Galatians 2:20 I have been crucified with Christ. It is no longer I who live, but Christ who lives in me. And the life I now live in the flesh I live by faith in the Son of God, who loved me and gave himself for me.
Paul has confronted Peter to his face in Antioch — a public, named, specific confrontation, which Paul records without embarrassment in a letter to the Galatians. The issue is Peter's hypocrisy: he was eating with Gentiles until the men from Jerusalem arrived, and then he withdrew, fearing the circumcision party.
The social calculation was understandable; the theological consequence was catastrophic. By his withdrawal Peter was effectively saying that Gentile believers were not fully clean, not fully included, not fully equal — that something beyond faith in Christ was required.
Paul calls this a failure to walk in step with the truth of the Gospel. Then the counterstatement: I have been crucified with Christ. The perfect tense — I have been, and remain, crucified — indicates a past event with continuing present reality.

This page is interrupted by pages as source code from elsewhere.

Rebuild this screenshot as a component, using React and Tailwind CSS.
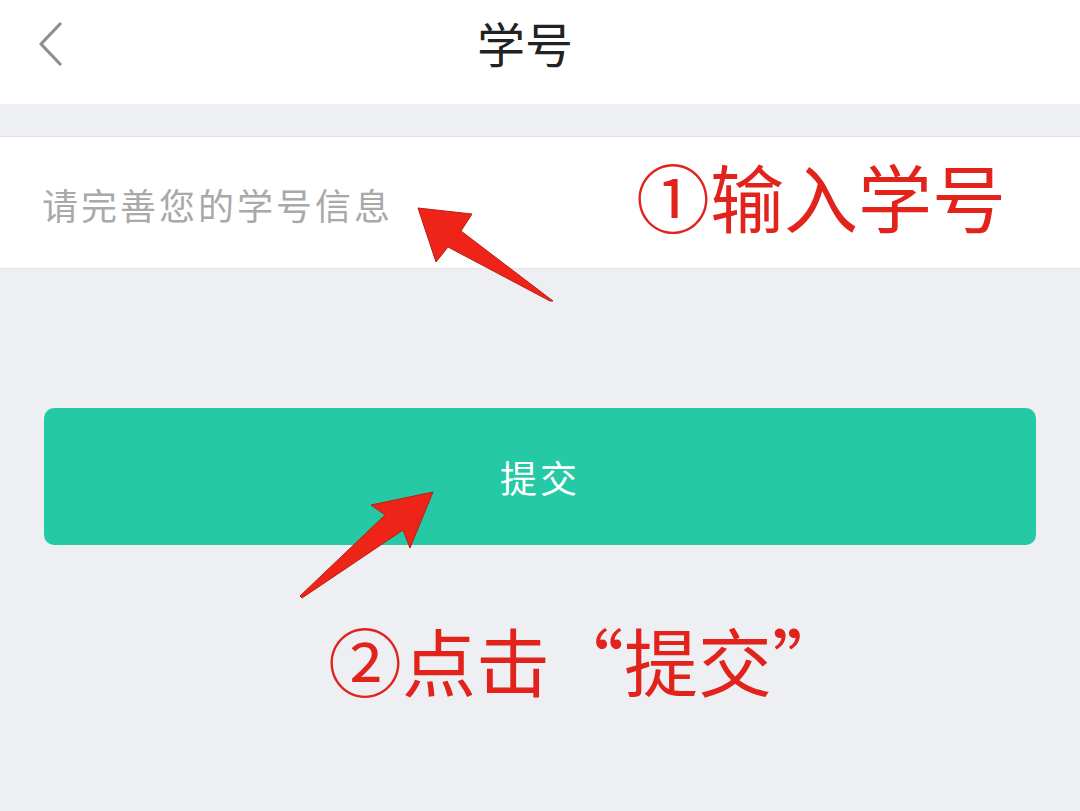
export default function App() {
  const font = { fontFamily: '"Noto Sans CJK SC", "Noto Sans", sans-serif' };
  return (
    <div className="relative w-[1080px] h-[811px] bg-[#eeeff3] overflow-hidden" style={font}>
      <div className="h-[104px] bg-white flex items-center relative">
        <svg className="absolute left-[36px] top-[22px]" width="30" height="44" viewBox="0 0 30 44">
          <path d="M24 2 L5 22 L24 42" fill="none" stroke="#8e8e8e" strokeWidth="3.2" strokeLinecap="round" strokeLinejoin="round" />
        </svg>
        <div className="flex-1 text-center text-[48px] text-[#222] leading-none -translate-x-[15px] -translate-y-[10px]">学号</div>
      </div>
      <div className="h-[32px]" />
      <div className="h-[133px] bg-white border-y border-[#e2e3e6] flex items-center pl-[42px]">
        <span className="text-[36px] text-[#a9a9a9] leading-none tracking-[3px] translate-y-[1px]">请完善您的学号信息</span>
      </div>
      <div className="px-[44px] pt-[139px]">
        <div className="h-[137px] rounded-[10px] bg-[#25c9a6] flex items-center justify-center">
          <span className="text-[37px] text-white leading-none tracking-[3px] translate-y-[1px]">提交</span>
        </div>
      </div>

      <div className="absolute left-[636px] top-[158px] text-[74px] leading-none text-[#e2231c] whitespace-nowrap">①输入学号</div>
      <div className="absolute left-[328px] top-[622px] text-[74px] leading-none text-[#e2231c] whitespace-nowrap">②点击“提交”</div>

      <svg className="absolute left-0 top-0 pointer-events-none" width="1080" height="811" viewBox="0 0 1080 811">
        <polygon points="418,208 472,214 461,231 553,301 550,301 448,247 436,262" fill="#ee2418" stroke="#b82014" strokeWidth="1" strokeLinejoin="round" />
        <polygon points="433,492 410,548 403,530 302,598 300,596 385,515 371,505" fill="#ee2418" stroke="#b82014" strokeWidth="1" strokeLinejoin="round" />
      </svg>
    </div>
  );
}
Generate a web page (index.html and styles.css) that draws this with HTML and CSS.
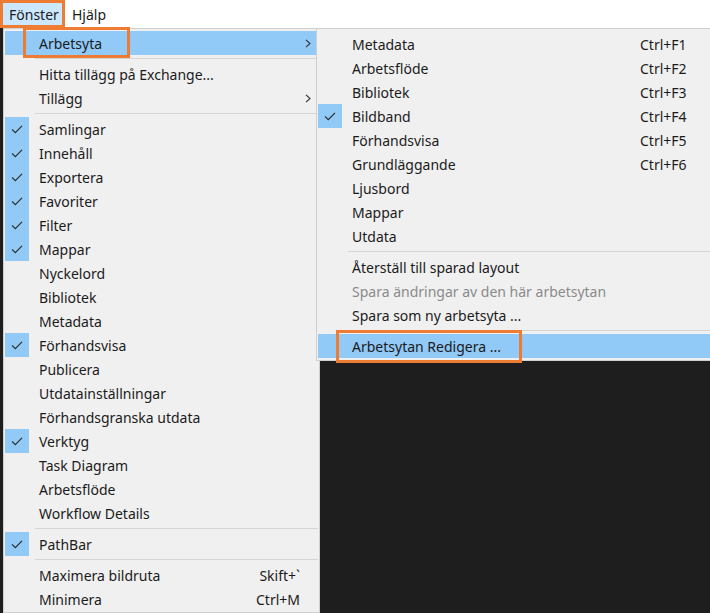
FILE: index.html
```html
<!DOCTYPE html>
<html lang="sv">
<head>
<meta charset="utf-8">
<title>Fönster</title>
<link rel="stylesheet" href="styles.css">
</head>
<body>
<div class="menubar">
  <div class="top-item active">Fönster</div>
  <div class="top-item">Hjälp</div>
</div>
<div class="workspace">
  <div class="strip"></div>
  <div class="menu main">
    <div class="row hl"><span class="chk"></span><span class="lbl"><span class="mark mark-a">Arbetsyta</span></span><span class="sc"></span><span class="arr"><svg width="6" height="9" viewBox="0 0 6 9"><path d="M1 .8 L5 4.5 L1 8.2" fill="none" stroke="#333" stroke-width="1.1"/></svg></span></div>
    <div class="sep"></div>
    <div class="row"><span class="chk"></span><span class="lbl">Hitta tillägg på Exchange...</span><span class="sc"></span><span class="arr"></span></div>
    <div class="row"><span class="chk"></span><span class="lbl">Tillägg</span><span class="sc"></span><span class="arr"><svg width="6" height="9" viewBox="0 0 6 9"><path d="M1 .8 L5 4.5 L1 8.2" fill="none" stroke="#333" stroke-width="1.1"/></svg></span></div>
    <div class="sep"></div>
    <div class="row"><span class="chk on"><svg width="24" height="24" viewBox="0 0 24 24"><path d="M7 12.3 L10.3 15.6 L17 8.9" fill="none" stroke="#2b2b2b" stroke-width="1.2"/></svg></span><span class="lbl">Samlingar</span><span class="sc"></span><span class="arr"></span></div>
    <div class="row"><span class="chk on"><svg width="24" height="24" viewBox="0 0 24 24"><path d="M7 12.3 L10.3 15.6 L17 8.9" fill="none" stroke="#2b2b2b" stroke-width="1.2"/></svg></span><span class="lbl">Innehåll</span><span class="sc"></span><span class="arr"></span></div>
    <div class="row"><span class="chk on"><svg width="24" height="24" viewBox="0 0 24 24"><path d="M7 12.3 L10.3 15.6 L17 8.9" fill="none" stroke="#2b2b2b" stroke-width="1.2"/></svg></span><span class="lbl">Exportera</span><span class="sc"></span><span class="arr"></span></div>
    <div class="row"><span class="chk on"><svg width="24" height="24" viewBox="0 0 24 24"><path d="M7 12.3 L10.3 15.6 L17 8.9" fill="none" stroke="#2b2b2b" stroke-width="1.2"/></svg></span><span class="lbl">Favoriter</span><span class="sc"></span><span class="arr"></span></div>
    <div class="row"><span class="chk on"><svg width="24" height="24" viewBox="0 0 24 24"><path d="M7 12.3 L10.3 15.6 L17 8.9" fill="none" stroke="#2b2b2b" stroke-width="1.2"/></svg></span><span class="lbl">Filter</span><span class="sc"></span><span class="arr"></span></div>
    <div class="row"><span class="chk on"><svg width="24" height="24" viewBox="0 0 24 24"><path d="M7 12.3 L10.3 15.6 L17 8.9" fill="none" stroke="#2b2b2b" stroke-width="1.2"/></svg></span><span class="lbl">Mappar</span><span class="sc"></span><span class="arr"></span></div>
    <div class="row"><span class="chk"></span><span class="lbl">Nyckelord</span><span class="sc"></span><span class="arr"></span></div>
    <div class="row"><span class="chk"></span><span class="lbl">Bibliotek</span><span class="sc"></span><span class="arr"></span></div>
    <div class="row"><span class="chk"></span><span class="lbl">Metadata</span><span class="sc"></span><span class="arr"></span></div>
    <div class="row"><span class="chk on"><svg width="24" height="24" viewBox="0 0 24 24"><path d="M7 12.3 L10.3 15.6 L17 8.9" fill="none" stroke="#2b2b2b" stroke-width="1.2"/></svg></span><span class="lbl">Förhandsvisa</span><span class="sc"></span><span class="arr"></span></div>
    <div class="row"><span class="chk"></span><span class="lbl">Publicera</span><span class="sc"></span><span class="arr"></span></div>
    <div class="row"><span class="chk"></span><span class="lbl">Utdatainställningar</span><span class="sc"></span><span class="arr"></span></div>
    <div class="row"><span class="chk"></span><span class="lbl">Förhandsgranska utdata</span><span class="sc"></span><span class="arr"></span></div>
    <div class="row"><span class="chk on"><svg width="24" height="24" viewBox="0 0 24 24"><path d="M7 12.3 L10.3 15.6 L17 8.9" fill="none" stroke="#2b2b2b" stroke-width="1.2"/></svg></span><span class="lbl">Verktyg</span><span class="sc"></span><span class="arr"></span></div>
    <div class="row"><span class="chk"></span><span class="lbl">Task Diagram</span><span class="sc"></span><span class="arr"></span></div>
    <div class="row"><span class="chk"></span><span class="lbl">Arbetsflöde</span><span class="sc"></span><span class="arr"></span></div>
    <div class="row"><span class="chk"></span><span class="lbl">Workflow Details</span><span class="sc"></span><span class="arr"></span></div>
    <div class="sep"></div>
    <div class="row"><span class="chk on"><svg width="24" height="24" viewBox="0 0 24 24"><path d="M7 12.3 L10.3 15.6 L17 8.9" fill="none" stroke="#2b2b2b" stroke-width="1.2"/></svg></span><span class="lbl">PathBar</span><span class="sc"></span><span class="arr"></span></div>
    <div class="sep"></div>
    <div class="row"><span class="chk"></span><span class="lbl">Maximera bildruta</span><span class="sc">Skift+`</span><span class="arr"></span></div>
    <div class="row"><span class="chk"></span><span class="lbl">Minimera</span><span class="sc">Ctrl+M</span><span class="arr"></span></div>
  </div>
  <div class="fill"></div>

  <div class="menu sub">
    <div class="row"><span class="chk"></span><span class="lbl">Metadata</span><span class="sc">Ctrl+F1</span></div>
    <div class="row"><span class="chk"></span><span class="lbl">Arbetsflöde</span><span class="sc">Ctrl+F2</span></div>
    <div class="row"><span class="chk"></span><span class="lbl">Bibliotek</span><span class="sc">Ctrl+F3</span></div>
    <div class="row"><span class="chk on"><svg width="24" height="24" viewBox="0 0 24 24"><path d="M7 12.3 L10.3 15.6 L17 8.9" fill="none" stroke="#2b2b2b" stroke-width="1.2"/></svg></span><span class="lbl">Bildband</span><span class="sc">Ctrl+F4</span></div>
    <div class="row"><span class="chk"></span><span class="lbl">Förhandsvisa</span><span class="sc">Ctrl+F5</span></div>
    <div class="row"><span class="chk"></span><span class="lbl">Grundläggande</span><span class="sc">Ctrl+F6</span></div>
    <div class="row"><span class="chk"></span><span class="lbl">Ljusbord</span><span class="sc"></span></div>
    <div class="row"><span class="chk"></span><span class="lbl">Mappar</span><span class="sc"></span></div>
    <div class="row"><span class="chk"></span><span class="lbl">Utdata</span><span class="sc"></span></div>
    <div class="sep"></div>
    <div class="row"><span class="chk"></span><span class="lbl">Återställ till sparad layout</span><span class="sc"></span></div>
    <div class="row disabled"><span class="chk"></span><span class="lbl">Spara ändringar av den här arbetsytan</span><span class="sc"></span></div>
    <div class="row"><span class="chk"></span><span class="lbl">Spara som ny arbetsyta ...</span><span class="sc"></span></div>
    <div class="sep"></div>
    <div class="row hl"><span class="chk"></span><span class="lbl"><span class="mark mark-b">Arbetsytan Redigera ...</span></span><span class="sc"></span></div>
  </div>
</div>
</body>
</html>
```

FILE: styles.css
```css
* { box-sizing: border-box; }
html, body {
  margin: 0;
  padding: 0;
  width: 710px;
  height: 613px;
  overflow: hidden;
  background: #1e1e1e;
  font-family: "Noto Sans", "Open Sans", "DejaVu Sans", sans-serif;
  font-size: 14px;
  color: #1b1b1b;
}
.menubar {
  height: 28px;
  background: #ffffff;
  display: flex;
  align-items: stretch;
}
.top-item {
  display: flex;
  align-items: center;
  padding: 2px 6px 0;
  line-height: 1;
}
.top-item.active {
  width: 65px;
  padding-left: 6px;
  background: #cce8ff;
  border: 3px solid #ee7d33;
}
.top-item + .top-item { padding-left: 7px; }

.workspace {
  position: relative;
  display: flex;
  align-items: flex-start;
  height: 585px;
}
.strip { width: 3px; align-self: stretch; }
.fill { flex: 1; }

.menu {
  background: #f0f0f0;
  border: 1px solid #cfcfcf;
}
.main {
  width: 317px;
  height: 585px;
  padding: 2px 1px;
}
.sub {
  position: absolute;
  left: 316px;
  top: 0;
  width: 420px;
  padding: 3px 1px 2px;
}
.row {
  height: 24px;
  display: flex;
  align-items: center;
  white-space: nowrap;
}
.chk {
  width: 24px;
  height: 24px;
  flex: none;
  display: flex;
}
.chk.on { background: #91c9f7; }
.lbl {
  flex: 1;
  padding-left: 10px;
  position: relative;
}
.main .sc {
  width: 70px;
  text-align: right;
}
.arr {
  width: 18px;
  display: flex;
  justify-content: flex-end;
  padding-right: 7px;
  padding-top: 1px;
}
.sub .lbl {
  flex: none;
  width: 298px;
}
.sub .sc {
  flex: 1;
  text-align: left;
}
.row.hl { background: #91c9f7; }
.row.disabled { color: #8a8a8a; }

.sep {
  height: 7px;
  position: relative;
}
.sep::after {
  content: "";
  position: absolute;
  left: 30px;
  right: 0;
  top: 3px;
  height: 1px;
  background: #d5d5d5;
}

.mark { position: relative; }
.mark::after {
  content: "";
  position: absolute;
  border: 3px solid #ee7d33;
  pointer-events: none;
}
.mark-a::after {
  left: -16px;
  right: -28px;
  top: -7px;
  bottom: -5px;
}
.mark-b::after {
  left: -16px;
  right: -21px;
  top: -7px;
  bottom: -7px;
}
```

At the cross, Paul's old self died — the self that operated by the logic of law and performance and identity-by-boundary. That self was nailed to the cross with Christ and has not come down. The life that continues is not a better version of the old life; it is a new life, lived by a different principle: faith in the Son of God who loved me and gave himself for me.
The love is personal and the giving is historical — past tense, done, accomplished. Who loved me and gave himself for me. Five words in the Greek, and they are the hinge of Galatians. Not loved us in the abstract, not gave himself for humanity as a concept, but for me — the specific person writing this letter, the former persecutor of the church, the man who was violently wrong and has been violently graced.
The personalisation of the atonement is not a sentimental addition; it is the logical consequence of a crucifixion that was historically real and therefore personally applicable. Christ died for the world; he also died for Paul.
He also died for you.
Digging Deeper
The Antioch incident (Galatians 2:11–14) reveals that the struggle for the Gospel's integrity in the early church was not primarily an abstract theological debate but a social and relational conflict.
Peter was not teaching heresy; he was eating differently depending on who was watching. But Paul understands that table-fellowship is theology embodied — who eats with whom says everything about who is included and on what terms.
The restoration of table-fellowship between Jew and Gentile is one of the most visible signs of the Gospel's power, and Peter's withdrawal undermined it. Living in step with the Gospel's truth is not only a matter of doctrine; it is a matter of practice.
🪞 Reflect on this • "I have been crucified with Christ" — what remains of the old self that you have allowed to come down from the cross? What old operating principle do you keep reinstalling? • Who loved me and gave himself for me: can you personalise the atonement the way Paul does?
Take sixty seconds to say it slowly with your own name. • Peter's withdrawal was social conformity disguised as caution. Where in your life do you withdraw from the full implications of the Gospel when the cost of consistency rises?
👣 Take a Step — Stay on the Cross Identify the "old self" behaviour or motivation you have allowed to come back down from the cross — the approval-seeking, the performance, the old identity. Name it specifically.
Write "crucified with Christ" beside it, and this week, when it rises again, remind yourself: that person died. The life I now live, I live by faith. Prayer: Lord Jesus, you loved me and gave yourself for me — personally, specifically, for me.
I have been crucified with you. The old self is not on holiday; it is dead. Teach me to live as a person who has already died and been raised — no longer operating by the law of performance, but by the principle of faith in the One who gave everything.